● Dataset content:
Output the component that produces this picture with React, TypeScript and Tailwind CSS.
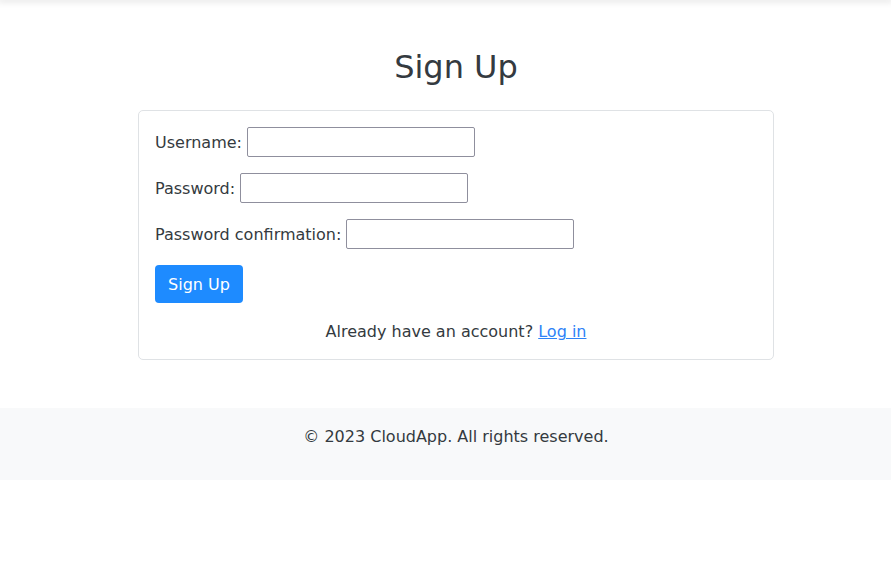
const Field = ({ label, type }: { label: string; type: string }) => (
  <div className="mb-4 flex items-center">
    <label className="mt-[2px] mr-[5px]">{label}</label>
    <input
      type={type}
      className="h-[30px] w-[228px] rounded-[2px] border border-[#8f8f9d] bg-white px-1 outline-none"
    />
  </div>
);

export default function App() {
  return (
    <div
      className="min-h-screen bg-white text-base leading-6 text-[#343a40]"
      style={{ fontFamily: '"DejaVu Sans", sans-serif' }}
    >
      {/* top bar shadow */}
      <div className="h-0 shadow-[0_0_6px_2px_rgba(0,0,0,0.12)]" />

      <div className="pt-12">
        <div className="ml-[138px] w-[636px]">
          <h2 className="mb-6 text-center text-[32px] leading-[38px] font-normal text-[#343a40]">
            Sign Up
          </h2>

          <div className="rounded-[5px] border border-[#dfe2e5] px-4 pt-4 pb-[15px]">
            <Field label="Username:" type="text" />
            <Field label="Password:" type="password" />
            <Field label="Password confirmation:" type="password" />

            <button className="mb-[17px] h-[38px] w-[88px] rounded-[4px] bg-[#1e8bff] pt-[2px] text-white">
              Sign Up
            </button>

            <p className="text-center">
              Already have an account?{" "}
              <a href="#" className="text-[#2f82f7] underline">
                Log in
              </a>
            </p>
          </div>
        </div>
      </div>

      <footer className="mt-12 bg-[#f8f9fa] pt-[17px] pb-4">
        <p className="mb-[15px] ml-[138px] w-[636px] text-center">
          © 2023 CloudApp. All rights reserved.
        </p>
      </footer>
    </div>
  );
}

● Task details:
Repeat the material above in full and exactly, apart from the pictures.

● Correct response:
Output the component that produces this picture with React, TypeScript and Tailwind CSS.
const Field = ({ label, type }: { label: string; type: string }) => (
  <div className="mb-4 flex items-center">
    <label className="mt-[2px] mr-[5px]">{label}</label>
    <input
      type={type}
      className="h-[30px] w-[228px] rounded-[2px] border border-[#8f8f9d] bg-white px-1 outline-none"
    />
  </div>
);

export default function App() {
  return (
    <div
      className="min-h-screen bg-white text-base leading-6 text-[#343a40]"
      style={{ fontFamily: '"DejaVu Sans", sans-serif' }}
    >
      {/* top bar shadow */}
      <div className="h-0 shadow-[0_0_6px_2px_rgba(0,0,0,0.12)]" />

      <div className="pt-12">
        <div className="ml-[138px] w-[636px]">
          <h2 className="mb-6 text-center text-[32px] leading-[38px] font-normal text-[#343a40]">
            Sign Up
          </h2>

          <div className="rounded-[5px] border border-[#dfe2e5] px-4 pt-4 pb-[15px]">
            <Field label="Username:" type="text" />
            <Field label="Password:" type="password" />
            <Field label="Password confirmation:" type="password" />

            <button className="mb-[17px] h-[38px] w-[88px] rounded-[4px] bg-[#1e8bff] pt-[2px] text-white">
              Sign Up
            </button>

            <p className="text-center">
              Already have an account?{" "}
              <a href="#" className="text-[#2f82f7] underline">
                Log in
              </a>
            </p>
          </div>
        </div>
      </div>

      <footer className="mt-12 bg-[#f8f9fa] pt-[17px] pb-4">
        <p className="mb-[15px] ml-[138px] w-[636px] text-center">
          © 2023 CloudApp. All rights reserved.
        </p>
      </footer>
    </div>
  );
}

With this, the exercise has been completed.